====== Stored data

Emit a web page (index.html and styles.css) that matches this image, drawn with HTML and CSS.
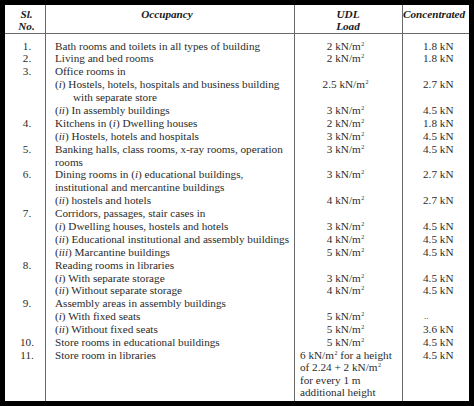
FILE: index.html
```html
<!DOCTYPE html>
<html>
<head>
<meta charset="utf-8">
<link rel="stylesheet" href="styles.css">
</head>
<body>
<div class="sheet">
  <div class="head">
    <div class="c1 hc">Sl.<br>No.</div>
    <div class="c2 hc">Occupancy</div>
    <div class="c3 hc">UDL<br>Load</div>
    <div class="c4 hc">Concentrated</div>
  </div>
  <div class="rows">
    <div class="col c1 num">
      <div class="ln">1.</div>
      <div class="ln">2.</div>
      <div class="ln">3.</div>
      <div class="ln">&nbsp;</div>
      <div class="ln">&nbsp;</div>
      <div class="ln">&nbsp;</div>
      <div class="ln">4.</div>
      <div class="ln">&nbsp;</div>
      <div class="ln">5.</div>
      <div class="ln">&nbsp;</div>
      <div class="ln">6.</div>
      <div class="ln">&nbsp;</div>
      <div class="ln">&nbsp;</div>
      <div class="ln">7.</div>
      <div class="ln">&nbsp;</div>
      <div class="ln">&nbsp;</div>
      <div class="ln">&nbsp;</div>
      <div class="ln">8.</div>
      <div class="ln">&nbsp;</div>
      <div class="ln">&nbsp;</div>
      <div class="ln">9.</div>
      <div class="ln">&nbsp;</div>
      <div class="ln">&nbsp;</div>
      <div class="ln">10.</div>
      <div class="ln">11.</div>
    </div>
    <div class="col c2 occ">
      <div class="ln">Bath rooms and toilets in all types of building</div>
      <div class="ln">Living and bed rooms</div>
      <div class="ln">Office rooms in</div>
      <div class="ln">(<i>i</i>) Hostels, hotels, hospitals and business building</div>
      <div class="ln indent">with separate store</div>
      <div class="ln">(<i>ii</i>) In assembly buildings</div>
      <div class="ln">Kitchens in (<i>i</i>) Dwelling houses</div>
      <div class="ln">(<i>ii</i>) Hostels, hotels and hospitals</div>
      <div class="ln">Banking halls, class rooms, x-ray rooms, operation</div>
      <div class="ln">rooms</div>
      <div class="ln">Dining rooms in (<i>i</i>) educational buildings,</div>
      <div class="ln">institutional and mercantine buildings</div>
      <div class="ln">(<i>ii</i>) hostels and hotels</div>
      <div class="ln">Corridors, passages, stair cases in</div>
      <div class="ln">(<i>i</i>) Dwelling houses, hostels and hotels</div>
      <div class="ln">(<i>ii</i>) Educational institutional and assembly buildings</div>
      <div class="ln">(<i>iii</i>) Marcantine buildings</div>
      <div class="ln">Reading rooms in libraries</div>
      <div class="ln">(<i>i</i>) With separate storage</div>
      <div class="ln">(<i>ii</i>) Without separate storage</div>
      <div class="ln">Assembly areas in assembly buildings</div>
      <div class="ln">(<i>i</i>) With fixed seats</div>
      <div class="ln">(<i>ii</i>) Without fixed seats</div>
      <div class="ln">Store rooms in educational buildings</div>
      <div class="ln">Store room in libraries</div>
    </div>
    <div class="col c3 udl">
      <div class="ln">2 kN/m<sup>2</sup></div>
      <div class="ln">2 kN/m<sup>2</sup></div>
      <div class="ln">&nbsp;</div>
      <div class="ln">2.5 kN/m<sup>2</sup></div>
      <div class="ln">&nbsp;</div>
      <div class="ln">3 kN/m<sup>2</sup></div>
      <div class="ln">2 kN/m<sup>2</sup></div>
      <div class="ln">3 kN/m<sup>2</sup></div>
      <div class="ln">3 kN/m<sup>2</sup></div>
      <div class="ln">&nbsp;</div>
      <div class="ln">3 kN/m<sup>2</sup></div>
      <div class="ln">&nbsp;</div>
      <div class="ln">4 kN/m<sup>2</sup></div>
      <div class="ln">&nbsp;</div>
      <div class="ln">3 kN/m<sup>2</sup></div>
      <div class="ln">4 kN/m<sup>2</sup></div>
      <div class="ln">5 kN/m<sup>2</sup></div>
      <div class="ln">&nbsp;</div>
      <div class="ln">3 kN/m<sup>2</sup></div>
      <div class="ln">4 kN/m<sup>2</sup></div>
      <div class="ln">&nbsp;</div>
      <div class="ln">5 kN/m<sup>2</sup></div>
      <div class="ln">5 kN/m<sup>2</sup></div>
      <div class="ln">5 kN/m<sup>2</sup></div>
      <div class="para">
        <div class="pl">6 kN/m<sup>2</sup> for a height</div>
        <div class="pl">of 2.24 + 2 kN/m<sup>2</sup></div>
        <div class="pl">for every 1 m</div>
        <div class="pl">additional height</div>
      </div>
    </div>
    <div class="col c4 conc">
      <div class="ln">1.8 kN</div>
      <div class="ln">1.8 kN</div>
      <div class="ln">&nbsp;</div>
      <div class="ln">2.7 kN</div>
      <div class="ln">&nbsp;</div>
      <div class="ln">4.5 kN</div>
      <div class="ln">1.8 kN</div>
      <div class="ln">4.5 kN</div>
      <div class="ln">4.5 kN</div>
      <div class="ln">&nbsp;</div>
      <div class="ln">2.7 kN</div>
      <div class="ln">&nbsp;</div>
      <div class="ln">2.7 kN</div>
      <div class="ln">&nbsp;</div>
      <div class="ln">4.5 kN</div>
      <div class="ln">4.5 kN</div>
      <div class="ln">4.5 kN</div>
      <div class="ln">&nbsp;</div>
      <div class="ln">4.5 kN</div>
      <div class="ln">4.5 kN</div>
      <div class="ln">&nbsp;</div>
      <div class="ln dots">..</div>
      <div class="ln">3.6 kN</div>
      <div class="ln">4.5 kN</div>
      <div class="ln">4.5 kN</div>
    </div>
  </div>
</div>
</body>
</html>
```

FILE: styles.css
```css
html, body {
  margin: 0;
  padding: 0;
  background: #000;
  width: 474px;
  height: 406px;
  overflow: hidden;
}

.sheet {
  margin: 5px 0 0 5px;
  width: 464px;
  height: 396px;
  background: #fff;
  display: flex;
  flex-direction: column;
  font-family: "Liberation Serif", "Times New Roman", serif;
  font-size: 11.2px;
  color: #2b2b2b;
}

.head {
  display: flex;
  height: 29px;
  box-sizing: border-box;
  border-bottom: 1px solid #6a6a6a;
}

.hc {
  box-sizing: border-box;
  padding-top: 2.5px;
  line-height: 12px;
  font-weight: bold;
  font-style: italic;
  text-align: center;
  color: #1a1a1a;
}

.c1 { width: 41px; flex: none; box-sizing: border-box; border-right: 1px solid #6a6a6a; }
.c2 { width: 249px; flex: none; box-sizing: border-box; border-right: 1px solid #6a6a6a; }
.c3 { width: 108px; flex: none; box-sizing: border-box; border-right: 1px solid #6a6a6a; }
.c4 { flex: 1; box-sizing: border-box; }

.head .c1 { padding-left: 3px; }
.head .c2 { padding-right: 6px; }
.head .c3 { padding-right: 1px; }
.head .c4 { padding-right: 4px; }

.rows {
  flex: 1;
  display: flex;
}

.col {
  padding-top: 5.5px;
}

.ln {
  height: 12.9px;
  line-height: 12.9px;
  white-space: nowrap;
}

sup {
  font-size: 6px;
  line-height: 0;
  vertical-align: 4px;
  margin-left: 0.5px;
}

.num { text-align: center; padding-left: 4px; }
.occ { padding-left: 9px; }
.occ .indent { padding-left: 18px; }
.udl { text-align: center; padding-right: 6px; }

.para {
  text-align: left;
  margin-left: 5px;
}

.pl {
  height: 12.4px;
  line-height: 12.4px;
  white-space: nowrap;
}

.conc { padding-left: 20px; }
.conc .dots { padding-left: 1px; font-size: 9px; }
```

============

■ **What is required**: From the data, collect all lines where the string "styles" appears.

■ **Exercise solution**:
Emit a web page (index.html and styles.css) that matches this image, drawn with HTML and CSS.
<link rel="stylesheet" href="styles.css">
FILE: styles.css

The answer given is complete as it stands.